— START OF STORED DATA —

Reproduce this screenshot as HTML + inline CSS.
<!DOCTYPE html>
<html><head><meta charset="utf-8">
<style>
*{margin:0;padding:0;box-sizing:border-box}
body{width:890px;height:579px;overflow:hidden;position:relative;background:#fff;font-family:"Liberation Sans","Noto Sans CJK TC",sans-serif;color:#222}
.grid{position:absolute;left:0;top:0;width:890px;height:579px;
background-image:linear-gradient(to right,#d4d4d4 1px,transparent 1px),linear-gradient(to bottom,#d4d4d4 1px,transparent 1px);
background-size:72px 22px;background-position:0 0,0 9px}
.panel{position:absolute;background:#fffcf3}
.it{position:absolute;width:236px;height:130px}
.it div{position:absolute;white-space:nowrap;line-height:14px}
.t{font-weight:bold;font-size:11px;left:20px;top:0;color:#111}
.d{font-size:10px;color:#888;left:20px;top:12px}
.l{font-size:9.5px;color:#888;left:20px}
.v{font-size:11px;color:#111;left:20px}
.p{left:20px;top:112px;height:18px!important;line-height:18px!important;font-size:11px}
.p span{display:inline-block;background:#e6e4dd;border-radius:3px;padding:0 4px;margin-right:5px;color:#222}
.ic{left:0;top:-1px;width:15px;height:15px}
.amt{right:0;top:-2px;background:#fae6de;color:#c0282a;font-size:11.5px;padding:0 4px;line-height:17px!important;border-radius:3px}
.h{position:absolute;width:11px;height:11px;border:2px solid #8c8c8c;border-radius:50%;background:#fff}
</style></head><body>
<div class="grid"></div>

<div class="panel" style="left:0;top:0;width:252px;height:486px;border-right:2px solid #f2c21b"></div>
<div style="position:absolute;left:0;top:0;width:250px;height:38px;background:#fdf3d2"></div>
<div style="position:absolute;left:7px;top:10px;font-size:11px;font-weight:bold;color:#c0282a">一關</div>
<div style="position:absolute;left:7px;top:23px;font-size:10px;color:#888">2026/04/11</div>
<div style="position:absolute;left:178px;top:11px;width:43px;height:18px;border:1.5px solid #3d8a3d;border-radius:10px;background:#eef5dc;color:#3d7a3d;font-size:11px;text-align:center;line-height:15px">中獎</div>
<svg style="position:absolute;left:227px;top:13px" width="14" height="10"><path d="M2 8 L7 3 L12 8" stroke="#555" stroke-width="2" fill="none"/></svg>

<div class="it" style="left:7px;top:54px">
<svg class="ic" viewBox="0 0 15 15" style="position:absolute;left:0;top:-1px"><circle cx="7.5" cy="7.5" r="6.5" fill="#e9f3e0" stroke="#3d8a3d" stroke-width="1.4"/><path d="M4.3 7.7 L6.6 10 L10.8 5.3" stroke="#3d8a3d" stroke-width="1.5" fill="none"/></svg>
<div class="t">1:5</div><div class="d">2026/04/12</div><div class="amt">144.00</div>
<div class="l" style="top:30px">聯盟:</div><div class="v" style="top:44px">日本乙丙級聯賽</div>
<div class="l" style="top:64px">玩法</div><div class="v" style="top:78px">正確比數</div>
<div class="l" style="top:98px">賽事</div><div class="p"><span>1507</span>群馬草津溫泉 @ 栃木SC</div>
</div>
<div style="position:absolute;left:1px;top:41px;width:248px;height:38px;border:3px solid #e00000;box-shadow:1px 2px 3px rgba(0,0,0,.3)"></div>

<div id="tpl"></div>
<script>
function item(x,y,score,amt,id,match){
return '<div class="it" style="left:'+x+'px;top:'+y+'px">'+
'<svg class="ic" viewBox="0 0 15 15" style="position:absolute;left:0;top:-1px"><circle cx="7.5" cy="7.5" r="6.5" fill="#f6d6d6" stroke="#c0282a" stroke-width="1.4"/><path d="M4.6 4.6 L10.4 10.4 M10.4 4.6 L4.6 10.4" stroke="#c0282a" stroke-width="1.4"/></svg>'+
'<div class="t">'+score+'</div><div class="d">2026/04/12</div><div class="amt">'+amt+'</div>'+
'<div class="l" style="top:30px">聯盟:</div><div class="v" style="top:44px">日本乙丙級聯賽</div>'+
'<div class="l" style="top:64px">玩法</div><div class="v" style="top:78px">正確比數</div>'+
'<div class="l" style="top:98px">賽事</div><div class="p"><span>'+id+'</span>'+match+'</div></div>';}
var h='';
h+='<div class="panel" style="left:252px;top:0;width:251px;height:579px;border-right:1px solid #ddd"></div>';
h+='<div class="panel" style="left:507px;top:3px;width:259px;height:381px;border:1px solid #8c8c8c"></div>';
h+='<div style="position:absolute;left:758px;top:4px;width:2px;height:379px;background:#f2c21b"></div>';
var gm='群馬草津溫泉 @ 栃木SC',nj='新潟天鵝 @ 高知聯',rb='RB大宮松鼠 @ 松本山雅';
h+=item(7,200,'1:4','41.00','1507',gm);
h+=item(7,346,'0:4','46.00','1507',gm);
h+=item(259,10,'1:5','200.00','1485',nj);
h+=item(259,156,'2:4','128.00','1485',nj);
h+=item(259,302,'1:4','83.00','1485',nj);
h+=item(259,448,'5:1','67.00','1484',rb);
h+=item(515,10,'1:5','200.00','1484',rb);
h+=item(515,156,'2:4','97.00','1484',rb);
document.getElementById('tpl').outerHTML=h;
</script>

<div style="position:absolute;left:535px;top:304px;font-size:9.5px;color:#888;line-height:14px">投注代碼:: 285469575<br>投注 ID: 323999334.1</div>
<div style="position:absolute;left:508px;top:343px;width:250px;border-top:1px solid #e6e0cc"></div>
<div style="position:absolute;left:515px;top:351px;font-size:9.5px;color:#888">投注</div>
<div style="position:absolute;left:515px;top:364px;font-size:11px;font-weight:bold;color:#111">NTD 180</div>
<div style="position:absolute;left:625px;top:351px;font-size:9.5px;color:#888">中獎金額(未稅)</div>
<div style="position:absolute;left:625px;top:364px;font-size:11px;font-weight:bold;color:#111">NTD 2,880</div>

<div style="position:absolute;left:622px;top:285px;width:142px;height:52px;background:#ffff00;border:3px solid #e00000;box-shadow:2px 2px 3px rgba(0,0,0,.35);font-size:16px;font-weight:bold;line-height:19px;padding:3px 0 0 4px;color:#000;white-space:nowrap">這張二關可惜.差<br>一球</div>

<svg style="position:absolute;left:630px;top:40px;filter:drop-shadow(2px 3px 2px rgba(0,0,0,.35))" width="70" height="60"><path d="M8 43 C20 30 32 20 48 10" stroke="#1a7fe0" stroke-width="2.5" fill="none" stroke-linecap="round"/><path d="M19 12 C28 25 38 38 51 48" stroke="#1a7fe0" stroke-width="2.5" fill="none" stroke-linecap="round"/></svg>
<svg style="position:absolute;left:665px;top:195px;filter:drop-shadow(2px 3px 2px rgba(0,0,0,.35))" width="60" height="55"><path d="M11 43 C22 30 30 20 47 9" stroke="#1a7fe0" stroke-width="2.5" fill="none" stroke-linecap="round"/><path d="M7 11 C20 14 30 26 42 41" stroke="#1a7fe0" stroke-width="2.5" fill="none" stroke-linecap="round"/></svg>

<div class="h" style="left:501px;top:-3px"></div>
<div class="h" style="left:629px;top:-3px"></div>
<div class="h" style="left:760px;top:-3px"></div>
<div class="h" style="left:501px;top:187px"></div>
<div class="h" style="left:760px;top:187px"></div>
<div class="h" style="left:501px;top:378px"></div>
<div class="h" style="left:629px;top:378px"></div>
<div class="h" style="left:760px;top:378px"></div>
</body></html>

— END OF STORED DATA —

EXERCISE DIRECTIONS >>
Tell how many lines in the material above include the word "inline", giving the number only.

WRITTEN SOLUTION >>
2